Leslee Horner's picture

Thanks Sweetie!

Thank you so much Dionne! You are such a special friend and I appreciate your support!!

Love and Light,

Leslee

Visit my website:  www.lesleehorner.com

Tracy's picture

Hear! Hear!

I am in the exact same space with regard to my creativity! This year I decided to let go and show up for the journey and pure joy of creating. It felt scary and so the right thing to do all mixed together.

I also decided that my life, the way I live my life, is really a great big creative expression so why not have fun with it? I tend to put on those "serious" pants (which always make one's rear look too big) and suck the joy right out of what feeds my soul. So the I decided that if it wasn't feeling "fun with a capital F" I wasn't going to do it. That meant stop pushing and start allowing.

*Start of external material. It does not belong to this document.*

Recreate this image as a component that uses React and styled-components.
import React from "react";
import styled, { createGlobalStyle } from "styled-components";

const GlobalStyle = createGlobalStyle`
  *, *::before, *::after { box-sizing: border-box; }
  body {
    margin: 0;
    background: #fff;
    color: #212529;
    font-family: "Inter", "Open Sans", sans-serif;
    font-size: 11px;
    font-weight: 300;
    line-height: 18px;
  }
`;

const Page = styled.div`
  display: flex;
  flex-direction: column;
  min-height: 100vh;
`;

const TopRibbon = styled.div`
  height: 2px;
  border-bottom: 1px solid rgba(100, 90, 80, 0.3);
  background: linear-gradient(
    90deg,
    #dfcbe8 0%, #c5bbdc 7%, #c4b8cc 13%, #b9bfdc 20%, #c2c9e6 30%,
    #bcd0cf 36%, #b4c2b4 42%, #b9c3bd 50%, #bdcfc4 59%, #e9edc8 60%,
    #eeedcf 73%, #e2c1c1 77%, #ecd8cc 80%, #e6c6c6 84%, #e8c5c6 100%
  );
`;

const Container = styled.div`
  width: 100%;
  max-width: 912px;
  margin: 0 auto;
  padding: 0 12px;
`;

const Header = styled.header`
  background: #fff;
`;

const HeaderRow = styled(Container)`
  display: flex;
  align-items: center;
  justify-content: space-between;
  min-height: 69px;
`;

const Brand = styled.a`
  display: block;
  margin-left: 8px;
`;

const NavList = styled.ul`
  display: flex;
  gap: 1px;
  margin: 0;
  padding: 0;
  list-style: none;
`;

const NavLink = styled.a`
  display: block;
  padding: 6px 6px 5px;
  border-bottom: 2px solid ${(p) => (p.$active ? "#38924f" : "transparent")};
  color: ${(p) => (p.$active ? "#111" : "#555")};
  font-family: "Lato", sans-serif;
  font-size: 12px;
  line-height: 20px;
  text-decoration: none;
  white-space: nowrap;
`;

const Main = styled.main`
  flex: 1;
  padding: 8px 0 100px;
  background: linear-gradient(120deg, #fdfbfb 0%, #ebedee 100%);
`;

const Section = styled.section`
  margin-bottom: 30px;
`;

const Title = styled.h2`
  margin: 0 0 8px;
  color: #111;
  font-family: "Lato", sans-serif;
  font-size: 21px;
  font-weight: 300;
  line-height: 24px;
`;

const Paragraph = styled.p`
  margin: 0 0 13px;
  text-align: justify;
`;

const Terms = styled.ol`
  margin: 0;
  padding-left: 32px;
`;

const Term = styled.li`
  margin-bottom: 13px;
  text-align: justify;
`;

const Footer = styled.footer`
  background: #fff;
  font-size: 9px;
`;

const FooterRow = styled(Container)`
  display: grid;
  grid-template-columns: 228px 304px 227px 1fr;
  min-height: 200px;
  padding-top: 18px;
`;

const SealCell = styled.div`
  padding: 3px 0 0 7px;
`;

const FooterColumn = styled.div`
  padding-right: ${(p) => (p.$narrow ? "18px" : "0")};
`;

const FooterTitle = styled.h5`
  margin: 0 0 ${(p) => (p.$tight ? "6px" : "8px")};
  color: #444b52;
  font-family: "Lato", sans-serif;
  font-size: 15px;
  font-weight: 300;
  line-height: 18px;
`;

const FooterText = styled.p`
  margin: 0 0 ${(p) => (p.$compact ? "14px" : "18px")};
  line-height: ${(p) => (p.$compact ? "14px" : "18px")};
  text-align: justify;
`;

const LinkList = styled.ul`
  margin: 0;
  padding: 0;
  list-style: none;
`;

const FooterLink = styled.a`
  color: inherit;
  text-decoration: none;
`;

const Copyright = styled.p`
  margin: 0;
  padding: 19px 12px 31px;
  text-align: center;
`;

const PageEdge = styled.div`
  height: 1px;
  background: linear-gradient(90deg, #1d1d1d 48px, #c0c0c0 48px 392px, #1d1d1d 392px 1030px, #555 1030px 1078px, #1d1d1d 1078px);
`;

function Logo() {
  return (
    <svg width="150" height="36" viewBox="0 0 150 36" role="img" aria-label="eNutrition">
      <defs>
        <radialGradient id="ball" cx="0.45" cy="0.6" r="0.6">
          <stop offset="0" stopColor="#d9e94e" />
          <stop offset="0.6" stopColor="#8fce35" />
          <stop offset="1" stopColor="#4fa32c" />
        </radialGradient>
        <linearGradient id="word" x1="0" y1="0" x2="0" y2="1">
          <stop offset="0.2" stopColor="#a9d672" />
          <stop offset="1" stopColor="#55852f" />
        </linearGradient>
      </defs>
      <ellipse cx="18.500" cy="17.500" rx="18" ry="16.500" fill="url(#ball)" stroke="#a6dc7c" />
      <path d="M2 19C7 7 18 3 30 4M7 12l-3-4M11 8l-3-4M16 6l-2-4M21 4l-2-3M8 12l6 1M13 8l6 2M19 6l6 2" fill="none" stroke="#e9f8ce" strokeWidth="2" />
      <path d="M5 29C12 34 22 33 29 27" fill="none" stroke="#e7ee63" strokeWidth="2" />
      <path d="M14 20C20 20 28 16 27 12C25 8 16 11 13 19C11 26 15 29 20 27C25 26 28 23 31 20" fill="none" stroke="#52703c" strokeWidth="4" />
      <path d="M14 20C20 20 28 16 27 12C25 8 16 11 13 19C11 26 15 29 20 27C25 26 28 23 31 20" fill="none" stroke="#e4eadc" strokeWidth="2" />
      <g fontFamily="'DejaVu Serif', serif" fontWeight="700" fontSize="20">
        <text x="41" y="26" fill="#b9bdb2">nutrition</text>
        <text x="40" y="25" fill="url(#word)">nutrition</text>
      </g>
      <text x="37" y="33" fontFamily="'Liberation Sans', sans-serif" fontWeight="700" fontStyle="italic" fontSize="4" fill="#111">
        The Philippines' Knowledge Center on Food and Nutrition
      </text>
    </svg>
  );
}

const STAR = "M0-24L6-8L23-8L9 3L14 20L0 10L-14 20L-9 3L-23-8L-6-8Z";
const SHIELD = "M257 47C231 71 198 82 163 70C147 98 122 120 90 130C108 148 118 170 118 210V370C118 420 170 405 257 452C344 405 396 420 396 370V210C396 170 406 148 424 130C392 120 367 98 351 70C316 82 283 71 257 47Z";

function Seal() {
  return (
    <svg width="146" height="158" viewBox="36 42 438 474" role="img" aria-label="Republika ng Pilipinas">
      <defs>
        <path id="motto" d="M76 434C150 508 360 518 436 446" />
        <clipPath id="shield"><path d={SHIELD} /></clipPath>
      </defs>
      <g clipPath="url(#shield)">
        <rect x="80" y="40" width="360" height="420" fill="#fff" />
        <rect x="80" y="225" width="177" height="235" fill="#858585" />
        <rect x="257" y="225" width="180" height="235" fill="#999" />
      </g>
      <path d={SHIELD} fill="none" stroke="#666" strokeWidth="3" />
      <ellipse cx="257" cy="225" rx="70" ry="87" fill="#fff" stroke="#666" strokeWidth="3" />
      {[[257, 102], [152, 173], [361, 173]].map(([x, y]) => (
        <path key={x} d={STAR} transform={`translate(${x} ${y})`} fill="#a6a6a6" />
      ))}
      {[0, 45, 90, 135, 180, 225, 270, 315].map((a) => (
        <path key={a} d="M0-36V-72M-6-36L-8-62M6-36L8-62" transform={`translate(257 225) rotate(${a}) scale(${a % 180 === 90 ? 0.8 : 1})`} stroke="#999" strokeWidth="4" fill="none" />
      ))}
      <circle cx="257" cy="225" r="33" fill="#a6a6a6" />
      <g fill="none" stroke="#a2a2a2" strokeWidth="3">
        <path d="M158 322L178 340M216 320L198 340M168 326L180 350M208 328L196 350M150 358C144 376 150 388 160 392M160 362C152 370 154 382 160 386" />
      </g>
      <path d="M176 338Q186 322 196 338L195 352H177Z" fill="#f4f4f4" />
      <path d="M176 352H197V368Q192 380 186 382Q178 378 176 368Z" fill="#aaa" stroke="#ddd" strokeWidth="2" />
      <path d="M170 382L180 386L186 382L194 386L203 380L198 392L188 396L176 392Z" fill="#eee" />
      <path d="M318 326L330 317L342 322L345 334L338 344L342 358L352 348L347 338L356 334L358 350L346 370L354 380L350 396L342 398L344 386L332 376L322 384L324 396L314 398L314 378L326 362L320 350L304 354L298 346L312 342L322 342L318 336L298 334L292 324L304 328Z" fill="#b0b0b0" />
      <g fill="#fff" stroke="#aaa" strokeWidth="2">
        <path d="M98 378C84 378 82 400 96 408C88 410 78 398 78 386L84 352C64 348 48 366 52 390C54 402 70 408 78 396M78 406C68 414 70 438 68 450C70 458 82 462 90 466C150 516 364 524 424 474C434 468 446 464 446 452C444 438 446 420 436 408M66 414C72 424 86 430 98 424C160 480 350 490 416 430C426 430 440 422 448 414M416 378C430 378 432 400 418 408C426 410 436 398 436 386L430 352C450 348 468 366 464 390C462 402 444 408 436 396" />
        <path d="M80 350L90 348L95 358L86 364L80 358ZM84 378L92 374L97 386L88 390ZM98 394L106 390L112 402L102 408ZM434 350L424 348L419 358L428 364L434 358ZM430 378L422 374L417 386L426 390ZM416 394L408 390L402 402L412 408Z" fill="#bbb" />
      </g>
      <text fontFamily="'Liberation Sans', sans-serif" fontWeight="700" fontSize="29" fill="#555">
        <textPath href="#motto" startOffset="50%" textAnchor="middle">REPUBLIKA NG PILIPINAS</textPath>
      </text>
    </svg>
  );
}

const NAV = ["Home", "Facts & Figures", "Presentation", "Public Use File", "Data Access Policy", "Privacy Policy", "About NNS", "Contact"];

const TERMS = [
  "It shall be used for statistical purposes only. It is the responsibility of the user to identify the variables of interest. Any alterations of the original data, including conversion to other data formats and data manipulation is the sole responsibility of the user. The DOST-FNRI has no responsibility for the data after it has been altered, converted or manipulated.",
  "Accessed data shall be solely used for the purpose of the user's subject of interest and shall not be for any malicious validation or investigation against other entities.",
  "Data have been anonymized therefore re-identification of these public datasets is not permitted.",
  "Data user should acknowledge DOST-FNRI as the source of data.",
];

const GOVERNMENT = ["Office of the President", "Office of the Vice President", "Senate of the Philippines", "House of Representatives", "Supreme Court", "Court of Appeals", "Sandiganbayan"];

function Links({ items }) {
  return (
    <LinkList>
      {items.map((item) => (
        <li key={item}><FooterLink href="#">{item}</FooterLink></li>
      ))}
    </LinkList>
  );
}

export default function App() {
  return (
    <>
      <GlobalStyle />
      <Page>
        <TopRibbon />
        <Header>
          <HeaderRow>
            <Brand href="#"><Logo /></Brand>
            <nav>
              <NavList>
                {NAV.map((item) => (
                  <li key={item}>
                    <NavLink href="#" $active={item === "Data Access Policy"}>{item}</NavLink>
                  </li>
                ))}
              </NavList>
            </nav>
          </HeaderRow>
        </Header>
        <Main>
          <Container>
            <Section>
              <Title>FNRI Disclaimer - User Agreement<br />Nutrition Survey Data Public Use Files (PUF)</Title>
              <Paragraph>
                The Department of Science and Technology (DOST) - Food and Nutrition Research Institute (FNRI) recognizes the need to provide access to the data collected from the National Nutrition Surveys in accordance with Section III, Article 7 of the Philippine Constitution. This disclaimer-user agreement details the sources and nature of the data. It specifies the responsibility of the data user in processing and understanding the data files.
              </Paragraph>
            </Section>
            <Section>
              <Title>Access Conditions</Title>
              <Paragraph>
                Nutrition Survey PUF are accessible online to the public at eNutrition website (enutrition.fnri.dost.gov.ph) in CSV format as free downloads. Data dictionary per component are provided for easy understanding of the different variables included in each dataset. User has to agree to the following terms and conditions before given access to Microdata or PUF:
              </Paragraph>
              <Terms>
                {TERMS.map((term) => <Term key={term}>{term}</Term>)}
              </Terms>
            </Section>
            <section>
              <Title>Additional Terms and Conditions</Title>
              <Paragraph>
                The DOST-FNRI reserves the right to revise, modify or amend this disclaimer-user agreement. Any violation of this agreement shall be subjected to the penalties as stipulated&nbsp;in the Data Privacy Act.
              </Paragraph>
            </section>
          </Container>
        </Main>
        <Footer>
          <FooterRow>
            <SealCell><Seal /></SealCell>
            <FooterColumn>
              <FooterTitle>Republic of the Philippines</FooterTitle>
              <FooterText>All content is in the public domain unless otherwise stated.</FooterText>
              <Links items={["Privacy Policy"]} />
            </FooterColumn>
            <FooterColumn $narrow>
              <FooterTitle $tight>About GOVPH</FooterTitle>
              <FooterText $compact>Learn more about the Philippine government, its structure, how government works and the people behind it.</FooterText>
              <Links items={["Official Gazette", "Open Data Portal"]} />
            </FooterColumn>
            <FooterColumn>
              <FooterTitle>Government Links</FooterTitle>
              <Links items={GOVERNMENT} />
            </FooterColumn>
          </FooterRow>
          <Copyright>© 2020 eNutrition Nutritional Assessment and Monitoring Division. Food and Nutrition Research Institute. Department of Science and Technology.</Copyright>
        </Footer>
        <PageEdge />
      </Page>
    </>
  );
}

The neatest thing has happened as a result of all this. I was recently asked to create some artwork for a charity fundraiser's silent auction. I have no idea how the found me! Talk about a Uni-wink and confirmation that I'm on the right track. *smiles*

It still amazes me the things that show up when we let go of our attachments to the end-result. We not only re-claim our Mojo but it opens up the doors to the delightful synchronicities that are just waiting for us.

Thanks so much for this post. It was another sign of validation on my journey and it's nice to know that I have company!

Warmly,
Tracy

Leslee Horner's picture

Thank You!

Thank you Tracy! I am reading a book right now called "Zero Limits" and it (so far) speaks to the same idea about surrendering. Since I wrote this post I have had this burst of inspiration on the new novel idea. I'm readying myself to hunker down and start writing it....

Love and Light,

Leslee

Visit my website:  www.lesleehorner.com

Tracy's picture

I love it!

I love Zero Limits! I think I'll have to give it another read. Have fun writing!!